Kalau hal itu dilakukan, maka selain melanggar prinsip bahwa MK hanya boleh memutus hal yang secara jelas diminta, MK juga melanggar asas umum di dalam hkum bahwa setiap permintaan pemeriksaan harus diuraikan dalam ‘posita’ yang jelas yang juga dimuat dalam Peraturan MK sendiri.
Gagasan amandemen UUD 1945 yang meniadakan penjenjangan kelembagaan negara dan beralih kepada sistem pemisahan kekuasaan (horizontal) dimaksudkan supaya ada keseimbangan dan saling mengawasi diantara lembaga negara.
Kalau prinsip checks and balances tidak lagi dihormati oleh masing-masing lembaga negara untuk apa kita memilih sistem itu ke dalam ketatanegaraan kita.
MPR perlu mengkaji ulang kewenangan pengujian UU oleh MK, apakah MK akan diberi kewenangan judicial review (JR), judicial preview (JP), ataukah kedua-duanya.
Ketiga, kemajemukan lembaga peradilan khusus harus jelas desainnya dalam bingkai kekuasaan kehakiman. Ketika UU No. 4 Tahun 2004 telah membuat kebijakan (politik) satu atap, ternyata beberapa peradilan khusus mulai dibentuk, seperti peradilan perikanan, peradilan agraria, peradilan pajak, peradilan perindustrian, dan peradilan profesi kedokteran, peradilan tipikor, peradilan HAM, dll.
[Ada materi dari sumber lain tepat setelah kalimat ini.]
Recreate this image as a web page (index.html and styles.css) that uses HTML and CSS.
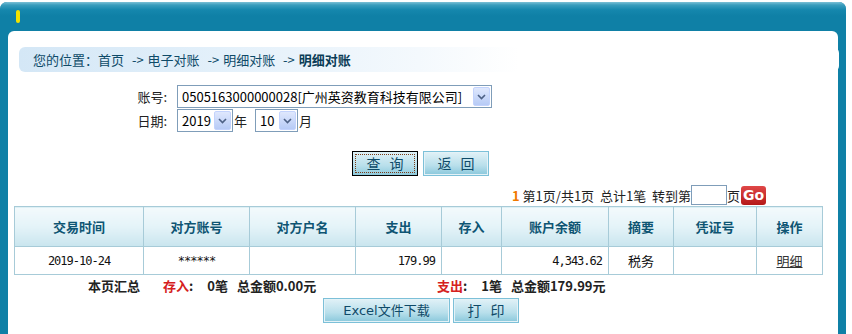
FILE: index.html
```html
<!DOCTYPE html>
<html lang="zh-CN">
<head>
  <meta charset="UTF-8" />
  <title>明细对账</title>
  <link rel="stylesheet" href="styles.css">
</head>
<body>
  <div class="frame">
    <div class="frame-head"><span class="mark"></span></div>
    <div class="panel">

      <div class="crumb">您的位置：首页 <span class="arr">-&gt;</span> 电子对账 <span class="arr">-&gt;</span> 明细对账 <span class="arr">-&gt;</span> <b>明细对账</b></div>

      <div class="form">
        <div class="row">
          <span class="label">账号:</span>
          <span class="combo combo-acct"><span class="val">0505163000000028[广州英资教育科技有限公司]</span><span class="drop"><svg width="9" height="6" viewBox="0 0 9 6"><path d="M1 1 L4.5 4.5 L8 1" fill="none" stroke="#4d6185" stroke-width="1.6"/></svg></span></span>
        </div>
        <div class="row">
          <span class="label">日期:</span>
          <span class="combo combo-year"><span class="val">2019</span><span class="drop"><svg width="9" height="6" viewBox="0 0 9 6"><path d="M1 1 L4.5 4.5 L8 1" fill="none" stroke="#4d6185" stroke-width="1.6"/></svg></span></span>
          <span class="unit">年</span>
          <span class="combo combo-month"><span class="val">10</span><span class="drop"><svg width="9" height="6" viewBox="0 0 9 6"><path d="M1 1 L4.5 4.5 L8 1" fill="none" stroke="#4d6185" stroke-width="1.6"/></svg></span></span>
          <span class="unit">月</span>
        </div>
      </div>

      <div class="actions">
        <button class="btn btn-focus"><span>查 询</span></button>
        <button class="btn">返 回</button>
      </div>

      <div class="pager"><span class="cur">1</span> 第1页/共1页  总计1笔  转到第<span class="goto"></span>页<span class="go">Go</span></div>

      <table class="grid">
        <thead>
          <tr>
            <th class="c1">交易时间</th>
            <th class="c2">对方账号</th>
            <th class="c3">对方户名</th>
            <th class="c4">支出</th>
            <th class="c5">存入</th>
            <th class="c6">账户余额</th>
            <th class="c7">摘要</th>
            <th class="c8">凭证号</th>
            <th class="c9">操作</th>
          </tr>
        </thead>
        <tbody>
          <tr>
            <td class="mid">2019-10-24</td>
            <td class="mid">******</td>
            <td></td>
            <td class="num">179.99</td>
            <td></td>
            <td class="num">4,343.62</td>
            <td class="mid cn">税务</td>
            <td></td>
            <td class="mid cn"><a href="#">明细</a></td>
          </tr>
        </tbody>
      </table>

      <div class="summary">
        <span class="sum-title">本页汇总</span>
        <span class="sum-in"><span class="tag">存入</span>:<span class="cnt">0笔</span>总金额0.00元</span>
        <span class="sum-out"><span class="tag">支出</span>:<span class="cnt">1笔</span>总金额179.99元</span>
      </div>

      <div class="actions actions-bottom">
        <button class="btn btn-excel">Excel文件下载</button>
        <button class="btn">打 印</button>
      </div>

    </div>
  </div>
</body>
</html>
```

FILE: styles.css
```css
body {
  margin: 0;
  padding: 0;
  background: #fff;
  font-family: "Noto Sans CJK SC", "DejaVu Sans", sans-serif;
  font-size: 13px;
  color: #000;
  overflow: hidden;
}
.frame {
  margin-top: 2px;
  width: 846px;
  height: 332px;
  background: #0f80a6;
  border-radius: 7px 7px 0 0;
  display: flex;
  flex-direction: column;
}
.frame-head {
  height: 29px;
  border-radius: 7px 7px 0 0;
  background: linear-gradient(#7cc0d6 0, #3a9dbd 3px, #1587ad 8px, #0f80a6 14px);
  padding: 8px 0 0 16px;
  box-sizing: border-box;
}
.mark {
  display: block;
  width: 4px;
  height: 13px;
  border-radius: 2px;
  background: #f2e200;
}
.panel {
  flex: 1;
  margin: 0 8px;
  background: #fff;
  border-radius: 6px 6px 0 0;
  padding-top: 16px;
}
.crumb {
  margin-left: 11px;
  width: 820px;
  height: 25px;
  line-height: 25px;
  padding-left: 14px;
  box-sizing: border-box;
  border-radius: 6px;
  background: linear-gradient(to right, #d4e7f6 0, #e3f0fa 200px, #f4f9fd 400px, #fff 500px);
  color: #0e4a68;
  font-size: 13px;
  white-space: nowrap;
}
.crumb .arr {
  color: #0e4a68;
  margin: 0 1px 0 5px;
}
.crumb b {
  color: #0b3d57;
}
.form {
  margin-top: 13px;
  display: flex;
  flex-direction: column;
  gap: 1px;
}
.row {
  display: flex;
  align-items: center;
  height: 23px;
}
.label {
  width: 169px;
  text-align: right;
  padding-right: 10px;
  box-sizing: border-box;
  color: #222;
}
.combo {
  display: flex;
  align-items: stretch;
  height: 23px;
  box-sizing: border-box;
  border: 1px solid #7f9db9;
  background: #fff;
  padding: 1px;
}
.combo .val {
  flex: 1;
  padding-left: 3px;
  line-height: 19px;
  color: #000;
  white-space: nowrap;
  overflow: hidden;
}
.combo .drop {
  width: 17px;
  display: flex;
  align-items: center;
  justify-content: center;
  border-radius: 2px;
  background: linear-gradient(#dfe8fd, #b7cbf6);
  border: 1px solid #c3d3fd;
  box-sizing: border-box;
}
.combo-acct { width: 315px; }
.combo-year { width: 56px; }
.combo-month { width: 43px; }
.unit {
  margin: 0 8px 0 1px;
  color: #222;
}
.actions {
  margin-top: 19px;
  display: flex;
  gap: 5px;
  padding-left: 344px;
}
.btn {
  width: 66px;
  height: 25px;
  box-sizing: border-box;
  border: 2px solid #e4f2f7;
  outline: 1px solid #7cc0d8;
  outline-offset: -1px;
  background: linear-gradient(#def0f6, #b8dfeb 60%, #8ecadd);
  color: #0e4a68;
  font-family: "Noto Sans CJK SC", sans-serif;
  font-size: 14px;
  line-height: 19px;
  letter-spacing: 3px;
  text-indent: 3px;
  white-space: nowrap;
  padding: 0;
  cursor: pointer;
}
.btn-focus {
  border: 1px solid #000;
  outline: none;
  padding: 2px;
}
.btn-focus span {
  display: block;
  height: 100%;
  border: 1px dotted #7a3c18;
  box-sizing: border-box;
  line-height: 17px;
}
.pager {
  margin-top: 9px;
  padding-left: 504px;
  height: 20px;
  display: flex;
  align-items: center;
  color: #222;
  white-space: pre;
}
.pager .cur {
  color: #f07800;
  font-weight: bold;
}
.goto {
  display: inline-block;
  width: 36px;
  height: 20px;
  box-sizing: border-box;
  border: 1px solid #7f9db9;
  background: #fff;
}
.go {
  display: inline-block;
  width: 25px;
  height: 19px;
  line-height: 19px;
  border-radius: 3px;
  background: linear-gradient(#e04848, #b51818);
  color: #fff;
  font-family: "DejaVu Sans", sans-serif;
  font-weight: bold;
  font-size: 14px;
  text-align: center;
  margin-left: 1px;
}
.grid {
  margin: 1px 0 0 6px;
  width: 808px;
  border-collapse: collapse;
  table-layout: fixed;
}
.grid th, .grid td {
  border: 1px solid #a7cbd8;
  padding: 0 4px;
  box-sizing: border-box;
}
.grid th {
  height: 40px;
  background: linear-gradient(#f3fafc, #e4f3f8 50%, #c9e5ee);
  color: #0e5573;
  font-weight: bold;
  font-size: 13px;
}
.grid td {
  height: 28px;
  font-family: "DejaVu Sans Mono", "Liberation Mono", monospace;
  font-size: 12px;
  letter-spacing: -1px;
  color: #111;
}
.grid td.mid { text-align: center; }
.grid td.num { text-align: right; padding-right: 6px; }
.grid td.cn {
  font-family: "Noto Sans CJK SC", sans-serif;
  font-size: 13px;
  letter-spacing: 0;
}
.grid td a {
  color: #333;
}
.c1 { width: 129px; }
.c2 { width: 106px; }
.c3 { width: 106px; }
.c4 { width: 86px; }
.c5 { width: 60px; }
.c6 { width: 107px; }
.c7 { width: 65px; }
.c8 { width: 83px; }
.c9 { width: 66px; }
.summary {
  display: flex;
  height: 20px;
  align-items: center;
  font-weight: bold;
  color: #222;
  font-size: 13px;
}
.sum-title { margin-left: 80px; width: 75px; }
.sum-in { width: 274px; }
.cnt {
  margin: 0 9px 0 14px;
}
.tag {
  color: #d52020;
}
.actions-bottom {
  margin-top: 3px;
  padding-left: 315px;
  gap: 3px;
}
.btn-excel {
  width: 127px;
  letter-spacing: 0;
  text-indent: 0;
  font-size: 13px;
  font-family: "DejaVu Sans", "Noto Sans CJK SC", sans-serif;
}
```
Anehnya, berkembang biaknya peradilan khusus tersebut sama sekali tidak melibatkan Mahkamah Agung. Kemana peradilan khusus itu akan bermuara atau akan ditangani sendiri oleh instansi yang bersangkutan, tidak ada kejelasan.
Keempat, nampaknya perlu dipikirkan pula dalam agenda perubahan (kelima) UUD 1945 mengenai pengaduan konstitusional (constitutional complaints) menjadi salah satu tambahan kewenangan Mahkamah Konstitusi.
Karena UUD 1945 belum mengatur siapa yang berwenang menangani serta mengadili kasus pengaduan konstitusional oleh perorangan dengan alasan bahwa hak-hak asasinya selaku warga negara atau salah satu hak asasinya yang termaktub dalam konstitusi telah dilanggar oleh pejabat publik.
Dari beberapa persoalan kelembagaan di bidang kehakiman tersebut, revisi UU KY, UU MA maupun UU MK bukanlah jalan keluar yang tepat untuk mengatasi carut marutnya penegakan hukum di Indonesia. UUD 1945 harus memetakan secara tepat dan cermat desain kekuasaan kehakiman Indonesia.